### Job
Scan the entries below and count the lines holding the string "React". Supply only the number.

══ Input

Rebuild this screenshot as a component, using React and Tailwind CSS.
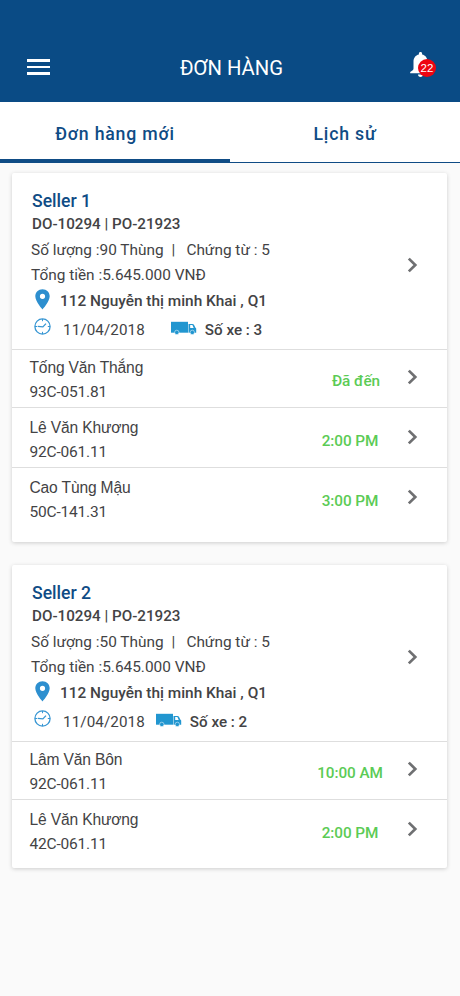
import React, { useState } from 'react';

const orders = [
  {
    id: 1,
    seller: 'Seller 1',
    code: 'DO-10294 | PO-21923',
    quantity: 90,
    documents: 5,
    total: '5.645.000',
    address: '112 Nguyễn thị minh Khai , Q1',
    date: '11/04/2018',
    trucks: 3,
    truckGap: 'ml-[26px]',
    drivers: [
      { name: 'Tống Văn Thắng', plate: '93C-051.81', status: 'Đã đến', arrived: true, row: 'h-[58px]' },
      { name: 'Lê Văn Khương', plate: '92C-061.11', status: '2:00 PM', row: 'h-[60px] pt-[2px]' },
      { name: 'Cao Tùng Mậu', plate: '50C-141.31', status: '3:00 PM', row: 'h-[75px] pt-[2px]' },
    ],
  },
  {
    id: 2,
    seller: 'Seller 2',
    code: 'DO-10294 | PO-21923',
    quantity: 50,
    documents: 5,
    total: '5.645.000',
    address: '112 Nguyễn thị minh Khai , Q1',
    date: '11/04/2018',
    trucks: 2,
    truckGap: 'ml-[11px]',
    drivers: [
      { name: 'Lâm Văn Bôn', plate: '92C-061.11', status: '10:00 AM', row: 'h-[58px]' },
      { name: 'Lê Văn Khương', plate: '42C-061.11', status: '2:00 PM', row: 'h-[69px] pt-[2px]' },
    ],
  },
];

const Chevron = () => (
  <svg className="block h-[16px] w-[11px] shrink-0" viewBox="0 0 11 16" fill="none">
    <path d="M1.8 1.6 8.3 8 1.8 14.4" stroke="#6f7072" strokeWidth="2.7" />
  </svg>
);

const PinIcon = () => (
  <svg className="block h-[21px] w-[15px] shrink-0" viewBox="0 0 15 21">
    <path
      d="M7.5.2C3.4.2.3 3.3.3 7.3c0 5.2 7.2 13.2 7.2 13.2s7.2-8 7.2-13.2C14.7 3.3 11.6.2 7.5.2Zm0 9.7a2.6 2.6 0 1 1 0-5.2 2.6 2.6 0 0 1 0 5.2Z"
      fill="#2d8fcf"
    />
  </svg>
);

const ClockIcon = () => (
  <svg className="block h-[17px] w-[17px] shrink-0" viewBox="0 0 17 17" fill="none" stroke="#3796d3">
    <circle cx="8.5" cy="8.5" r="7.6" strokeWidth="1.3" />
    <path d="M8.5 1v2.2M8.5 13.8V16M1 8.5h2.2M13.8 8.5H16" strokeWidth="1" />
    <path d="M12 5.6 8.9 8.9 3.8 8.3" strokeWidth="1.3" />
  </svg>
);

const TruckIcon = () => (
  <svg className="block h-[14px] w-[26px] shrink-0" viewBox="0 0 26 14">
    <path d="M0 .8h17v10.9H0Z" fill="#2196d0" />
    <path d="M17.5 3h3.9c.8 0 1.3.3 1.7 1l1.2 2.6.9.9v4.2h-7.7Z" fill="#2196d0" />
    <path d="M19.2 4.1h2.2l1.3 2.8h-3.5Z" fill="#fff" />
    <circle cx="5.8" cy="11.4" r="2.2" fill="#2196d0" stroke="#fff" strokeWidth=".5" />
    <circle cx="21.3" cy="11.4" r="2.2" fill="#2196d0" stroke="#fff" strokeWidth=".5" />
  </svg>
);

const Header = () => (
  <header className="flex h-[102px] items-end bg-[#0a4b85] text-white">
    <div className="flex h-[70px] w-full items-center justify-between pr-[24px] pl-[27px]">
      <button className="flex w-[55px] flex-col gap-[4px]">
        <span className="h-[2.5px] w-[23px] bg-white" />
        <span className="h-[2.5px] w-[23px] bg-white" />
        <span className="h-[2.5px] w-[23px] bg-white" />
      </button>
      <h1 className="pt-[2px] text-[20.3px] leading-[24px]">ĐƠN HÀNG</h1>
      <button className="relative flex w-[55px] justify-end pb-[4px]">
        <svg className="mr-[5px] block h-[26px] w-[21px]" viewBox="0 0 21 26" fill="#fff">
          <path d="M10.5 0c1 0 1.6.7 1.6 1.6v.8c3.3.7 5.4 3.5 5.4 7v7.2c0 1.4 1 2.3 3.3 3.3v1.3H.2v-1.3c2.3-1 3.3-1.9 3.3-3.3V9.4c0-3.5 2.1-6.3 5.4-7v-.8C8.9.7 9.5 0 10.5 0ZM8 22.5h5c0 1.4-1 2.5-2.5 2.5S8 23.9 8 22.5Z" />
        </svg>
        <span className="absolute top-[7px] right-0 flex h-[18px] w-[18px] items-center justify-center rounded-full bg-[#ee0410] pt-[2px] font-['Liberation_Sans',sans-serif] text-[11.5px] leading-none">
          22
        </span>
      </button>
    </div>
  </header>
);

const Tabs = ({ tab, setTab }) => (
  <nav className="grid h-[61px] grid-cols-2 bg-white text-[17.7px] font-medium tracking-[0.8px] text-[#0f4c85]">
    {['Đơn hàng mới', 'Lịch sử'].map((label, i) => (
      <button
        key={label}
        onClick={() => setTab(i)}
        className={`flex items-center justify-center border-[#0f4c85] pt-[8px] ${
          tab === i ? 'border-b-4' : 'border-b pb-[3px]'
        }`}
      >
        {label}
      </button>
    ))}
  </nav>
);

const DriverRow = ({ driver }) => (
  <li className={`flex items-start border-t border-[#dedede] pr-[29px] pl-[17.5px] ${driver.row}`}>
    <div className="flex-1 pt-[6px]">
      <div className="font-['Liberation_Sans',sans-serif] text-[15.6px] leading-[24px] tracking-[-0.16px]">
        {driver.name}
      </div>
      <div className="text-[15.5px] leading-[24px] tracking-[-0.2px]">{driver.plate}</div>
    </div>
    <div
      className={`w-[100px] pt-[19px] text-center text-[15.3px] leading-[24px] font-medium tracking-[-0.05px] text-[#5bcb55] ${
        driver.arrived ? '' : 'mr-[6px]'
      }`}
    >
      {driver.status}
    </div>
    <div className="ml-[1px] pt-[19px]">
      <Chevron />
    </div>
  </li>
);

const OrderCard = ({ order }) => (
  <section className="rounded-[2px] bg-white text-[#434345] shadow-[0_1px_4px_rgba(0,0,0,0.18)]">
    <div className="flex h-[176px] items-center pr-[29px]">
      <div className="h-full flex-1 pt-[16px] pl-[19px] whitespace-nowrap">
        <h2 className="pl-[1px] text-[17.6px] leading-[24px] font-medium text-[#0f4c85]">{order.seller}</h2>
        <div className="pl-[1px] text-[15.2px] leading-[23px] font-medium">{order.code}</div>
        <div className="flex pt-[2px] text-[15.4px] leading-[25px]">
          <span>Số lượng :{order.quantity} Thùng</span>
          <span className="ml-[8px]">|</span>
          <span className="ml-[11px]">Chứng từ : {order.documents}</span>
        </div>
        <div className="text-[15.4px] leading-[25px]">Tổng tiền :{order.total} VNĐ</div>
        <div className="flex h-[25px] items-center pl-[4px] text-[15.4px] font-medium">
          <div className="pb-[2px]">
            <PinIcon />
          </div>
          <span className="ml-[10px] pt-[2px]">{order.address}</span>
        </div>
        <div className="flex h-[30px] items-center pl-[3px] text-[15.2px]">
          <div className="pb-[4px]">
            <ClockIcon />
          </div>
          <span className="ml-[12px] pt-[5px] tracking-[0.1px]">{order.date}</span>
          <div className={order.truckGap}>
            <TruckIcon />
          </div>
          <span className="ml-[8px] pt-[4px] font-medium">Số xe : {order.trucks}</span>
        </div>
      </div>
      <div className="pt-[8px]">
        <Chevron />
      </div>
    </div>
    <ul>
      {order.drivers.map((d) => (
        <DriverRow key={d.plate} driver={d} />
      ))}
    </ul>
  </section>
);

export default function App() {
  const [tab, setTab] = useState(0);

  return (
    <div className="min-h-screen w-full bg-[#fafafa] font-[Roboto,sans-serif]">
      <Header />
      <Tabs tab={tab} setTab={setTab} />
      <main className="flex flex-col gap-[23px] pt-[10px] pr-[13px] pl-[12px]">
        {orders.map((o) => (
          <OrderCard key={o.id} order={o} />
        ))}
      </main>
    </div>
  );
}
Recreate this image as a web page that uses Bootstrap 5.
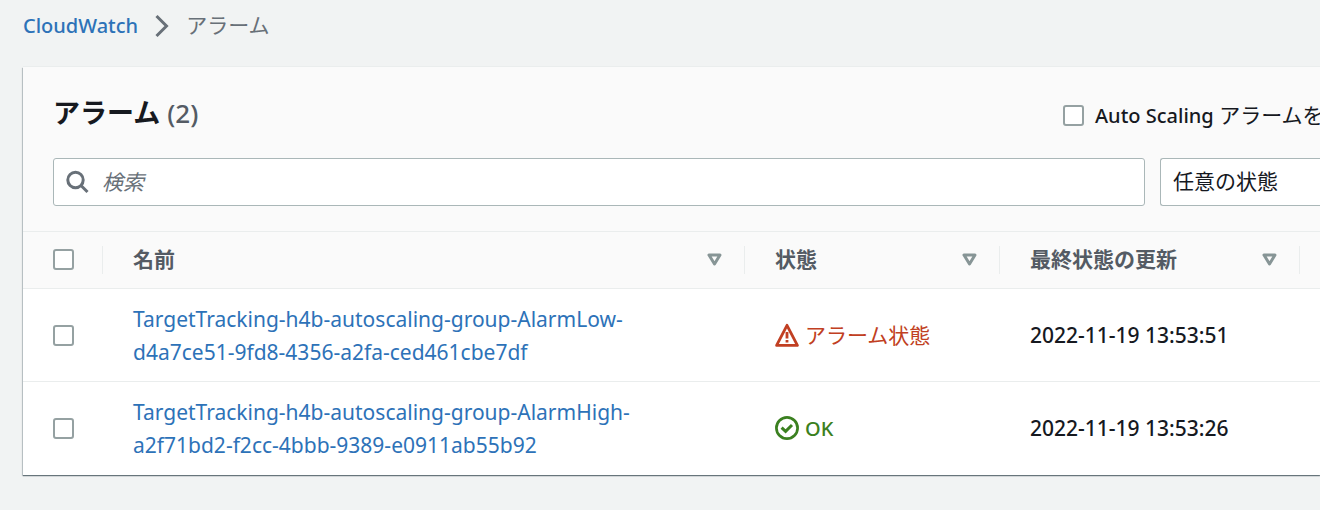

════

### Result of this task
2